— Data excerpt —
■ ■ ■
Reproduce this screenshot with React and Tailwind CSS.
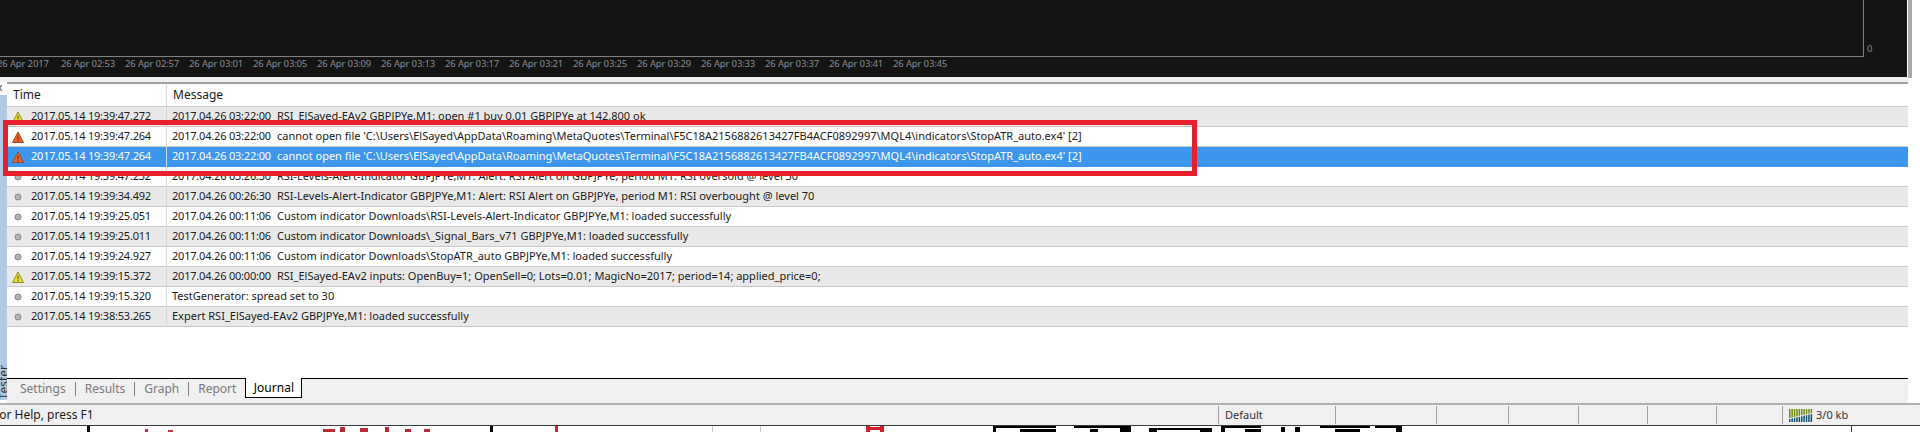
const axisLabels = ['26 Apr 2017', '26 Apr 02:53', '26 Apr 02:57', '26 Apr 03:01', '26 Apr 03:05', '26 Apr 03:09', '26 Apr 03:13', '26 Apr 03:17', '26 Apr 03:21', '26 Apr 03:25', '26 Apr 03:29', '26 Apr 03:33', '26 Apr 03:37', '26 Apr 03:41', '26 Apr 03:45'];

const badFile = "cannot open file 'C:\\Users\\ElSayed\\AppData\\Roaming\\MetaQuotes\\Terminal\\F5C18A2156882613427FB4ACF0892997\\MQL4\\indicators\\StopATR_auto.ex4' [2]";

const rows = [
  { icon: 'warn', time: '2017.05.14 19:39:47.272', date: '2017.04.26 03:22:00', msg: 'RSI_ElSayed-EAv2 GBPJPYe,M1: open #1 buy 0.01 GBPJPYe at 142.800 ok' },
  { icon: 'error', time: '2017.05.14 19:39:47.264', date: '2017.04.26 03:22:00', msg: badFile },
  { icon: 'error', time: '2017.05.14 19:39:47.264', date: '2017.04.26 03:22:00', msg: badFile, selected: true },
  { icon: 'info', time: '2017.05.14 19:39:47.232', date: '2017.04.26 03:26:30', msg: 'RSI-Levels-Alert-Indicator GBPJPYe,M1: Alert: RSI Alert on GBPJPYe, period M1: RSI oversold @ level 30' },
  { icon: 'info', time: '2017.05.14 19:39:34.492', date: '2017.04.26 00:26:30', msg: 'RSI-Levels-Alert-Indicator GBPJPYe,M1: Alert: RSI Alert on GBPJPYe, period M1: RSI overbought @ level 70' },
  { icon: 'info', time: '2017.05.14 19:39:25.051', date: '2017.04.26 00:11:06', msg: 'Custom indicator Downloads\\RSI-Levels-Alert-Indicator GBPJPYe,M1: loaded successfully' },
  { icon: 'info', time: '2017.05.14 19:39:25.011', date: '2017.04.26 00:11:06', msg: 'Custom indicator Downloads\\_Signal_Bars_v71 GBPJPYe,M1: loaded successfully' },
  { icon: 'info', time: '2017.05.14 19:39:24.927', date: '2017.04.26 00:11:06', msg: 'Custom indicator Downloads\\StopATR_auto GBPJPYe,M1: loaded successfully' },
  { icon: 'warn', time: '2017.05.14 19:39:15.372', date: '2017.04.26 00:00:00', msg: 'RSI_ElSayed-EAv2 inputs: OpenBuy=1; OpenSell=0; Lots=0.01; MagicNo=2017; period=14; applied_price=0;' },
  { icon: 'info', time: '2017.05.14 19:39:15.320', msg: 'TestGenerator: spread set to 30' },
  { icon: 'info', time: '2017.05.14 19:38:53.265', msg: 'Expert RSI_ElSayed-EAv2 GBPJPYe,M1: loaded successfully' },
];

// tops of whatever sits under the window: [x, y, w, h, colour]
const underBits = [
  [87, 0, 3, 6, '#000'], [145, 3, 3, 3, '#c8303a'], [168, 4, 5, 2, '#c8303a'],
  [323, 3, 12, 3, '#b82a34'], [340, 1, 5, 5, '#b82a34'], [360, 2, 8, 4, '#b82a34'], [385, 1, 4, 5, '#b82a34'], [405, 3, 6, 3, '#b82a34'], [424, 3, 6, 3, '#b82a34'],
  [490, 0, 3, 6, '#000'], [555, 0, 3, 6, '#d0202c'], [712, 0, 1, 6, '#c8c8c8'], [760, 0, 1, 6, '#c8c8c8'],
  [866, 0, 4, 6, '#d0202c'], [870, 1, 10, 3, '#d0202c'], [880, 0, 4, 6, '#d0202c'],
  [993, 0, 63, 2, '#000'], [993, 2, 3, 4, '#000'], [1020, 3, 36, 3, '#000'], [1074, 0, 57, 2, '#000'], [1090, 3, 8, 3, '#000'], [1120, 2, 11, 4, '#000'],
  [1149, 2, 63, 2, '#000'], [1149, 4, 8, 2, '#000'], [1200, 4, 12, 2, '#000'], [1221, 0, 40, 2, '#000'], [1221, 2, 4, 4, '#000'], [1245, 3, 16, 3, '#000'],
  [1281, 1, 4, 5, '#000'], [1295, 1, 5, 5, '#000'], [1320, 0, 50, 2, '#000'], [1335, 3, 25, 3, '#000'], [1375, 0, 27, 2, '#000'], [1396, 2, 6, 4, '#000'], [1851, 0, 1, 6, '#333'],
];

const RowIcon = ({ type }) => {
  if (type === 'info') {
    return (
      <svg width="16" height="16" viewBox="0 0 16 16">
        <circle cx="8" cy="8" r="3" fill="#b4b4b4" stroke="#858585" />
      </svg>
    );
  }
  const fill = type === 'warn' ? '#e6dc3c' : '#e8642c';
  const edge = type === 'warn' ? '#8c8c28' : '#9a4a2a';
  const mark = type === 'warn' ? '#6b6b20' : '#7a3018';
  return (
    <svg width="16" height="16" viewBox="0 0 16 16">
      <path d="M8 3 L13.5 13.5 L2.5 13.5 Z" fill={fill} stroke={edge} strokeLinejoin="round" />
      <rect x="7.4" y="6.5" width="1.2" height="3.8" fill={mark} />
      <rect x="7.4" y="11" width="1.2" height="1.2" fill={mark} />
    </svg>
  );
};

const SignalIcon = () => (
  <svg width="24" height="13" viewBox="0 0 24 13">
    {Array.from({ length: 10 }).map((_, i) => (
      <g key={i}>
        <rect x={i * 2.4} y="0" width="1.5" height={9 - i * 0.55} fill="#6f8a12" />
        <rect x={i * 2.4} y={10 - i * 0.55} width="1.5" height={3 + i * 0.55} fill="#12506e" />
      </g>
    ))}
  </svg>
);

const App = () => {
  return (
    <div className="relative h-[432px] w-[1920px] overflow-hidden bg-white font-['Noto_Sans','Liberation_Sans',sans-serif] text-[11px] text-[#1a1a1a]">
      {/* chart */}
      <div className="relative h-[77px] w-[1907px] bg-[#141414] text-[9.5px] text-[#8c8c8c]">
        <div className="h-[57px] w-[1864px] border-r border-b border-[#808080]"></div>
        <div className="flex">
          {axisLabels.map((label, i) => (
            <div key={label} className={`w-[64px] shrink-0 tracking-[-0.15px] whitespace-nowrap ${i === 0 ? '-ml-[3px]' : ''}`}>
              {label}
            </div>
          ))}
        </div>
        <span className="absolute top-[42px] left-[1867px]">0</span>
      </div>
      <div className="absolute top-0 left-[1908px] h-[78px] w-[4px] bg-[#aaaaaa]"></div>

      {/* terminal */}
      <div className="h-[326px] w-[1909px] border-t-[5px] border-[#f0f0f0]">
        <div className="flex h-[321px]">
          <div className="flex w-[7px] shrink-0 flex-col">
            <div className="-ml-[3px] h-[13px] overflow-hidden text-[10px] leading-[10px] text-[#333]">x</div>
            <div className="relative mb-[3px] flex-1 overflow-hidden bg-[#b0cae6]">
              <span className="absolute bottom-[1px] -left-[5px] rotate-180 text-[12px] text-[#333] [writing-mode:vertical-rl]">Tester</span>
            </div>
          </div>
          <div className="flex w-[1901px] flex-col">
            <div className="flex-1 border-t-2 border-[#a0a0a0]">
              <div className="flex h-[23px] items-center border-b border-[#c8c8c8] text-[12px]">
                <div className="flex h-full w-[160px] items-center border-r border-[#d8d8d8] pl-[6px]">Time</div>
                <div className="pl-[6px]">Message</div>
              </div>
              {rows.map((row, i) => (
                <div
                  key={i}
                  className={`flex h-[20px] items-center border-b ${row.selected ? 'border-[#3d96ee] bg-[#3d96ee] text-white' : i % 2 === 0 ? 'border-[#c8c8c8] bg-[#e9e9e9]' : 'border-[#c8c8c8] bg-white'}`}
                >
                  <div className="flex h-[20px] w-[160px] items-center border-r border-[#d8d8d8] pl-[3px]">
                    <RowIcon type={row.icon} />
                    <span className="pl-[5px] tracking-[-0.2px] whitespace-nowrap">{row.time}</span>
                  </div>
                  <div className="flex gap-[6px] pl-[5px] whitespace-nowrap">
                    {row.date && <span className="tracking-[-0.2px]">{row.date}</span>}
                    <span>{row.msg}</span>
                  </div>
                </div>
              ))}
            </div>
            {/* tabs */}
            <div className="flex h-[25px] shrink-0 items-start border-t border-black bg-[#f0f0f0] pl-[13px] text-[12px] text-[#7a7a7a]">
              <div className="flex h-[20px] items-center">
                <span>Settings</span>
                <span className="mx-[9px] h-[14px] border-l border-[#808080]"></span>
                <span>Results</span>
                <span className="mx-[9px] h-[14px] border-l border-[#808080]"></span>
                <span>Graph</span>
                <span className="mx-[9px] h-[14px] border-l border-[#808080]"></span>
                <span>Report</span>
              </div>
              <div className="ml-[9px] -mt-[1px] flex h-[20px] w-[57px] items-center justify-center border-x border-b border-black bg-white text-black">Journal</div>
            </div>
          </div>
        </div>
      </div>

      {/* status bar */}
      <div className="flex h-[22px] items-center border-t-2 border-[#b0b0b0] bg-[#f0f0f0]">
        <div className="-ml-[7px] w-[1225px] shrink-0 text-[12px] whitespace-nowrap">For Help, press F1</div>
        <div className="flex h-[18px] w-[117px] items-center border-l border-[#a0a0a0] pl-[6px] text-[#333]">Default</div>
        <div className="h-[18px] w-[101px] border-l border-[#a0a0a0]"></div>
        <div className="h-[18px] w-[72px] border-l border-[#a0a0a0]"></div>
        <div className="h-[18px] w-[70px] border-l border-[#a0a0a0]"></div>
        <div className="h-[18px] w-[69px] border-l border-[#a0a0a0]"></div>
        <div className="h-[18px] w-[69px] border-l border-[#a0a0a0]"></div>
        <div className="h-[18px] w-[66px] border-l border-[#a0a0a0]"></div>
        <div className="flex h-[18px] items-center gap-[3px] border-l border-[#a0a0a0] pl-[6px] text-[#333]">
          <SignalIcon />
          <span>3/0 kb</span>
        </div>
      </div>
      <div className="h-[1px] bg-[#3a3a3a]"></div>
      <svg width="1920" height="6" viewBox="0 0 1920 6" className="block">
        {underBits.map(([x, y, w, h, c], i) => (
          <rect key={i} x={x} y={y} width={w} height={h} fill={c} />
        ))}
      </svg>

      {/* red annotation box */}
      <div className="absolute top-[120px] left-[3px] h-[56px] w-[1194px] border-[5px] border-[#e8202e]"></div>
    </div>
  );
};

export default App;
■ ■ ■
— Exercise brief —
Begin at the first line of the material and copy each line exactly through the one containing "const axisLabels = ['26". Omit pictures.

— Task solution —
Reproduce this screenshot with React and Tailwind CSS.
const axisLabels = ['26 Apr 2017', '26 Apr 02:53', '26 Apr 02:57', '26 Apr 03:01', '26 Apr 03:05', '26 Apr 03:09', '26 Apr 03:13', '26 Apr 03:17', '26 Apr 03:21', '26 Apr 03:25', '26 Apr 03:29', '26 Apr 03:33', '26 Apr 03:37', '26 Apr 03:41', '26 Apr 03:45'];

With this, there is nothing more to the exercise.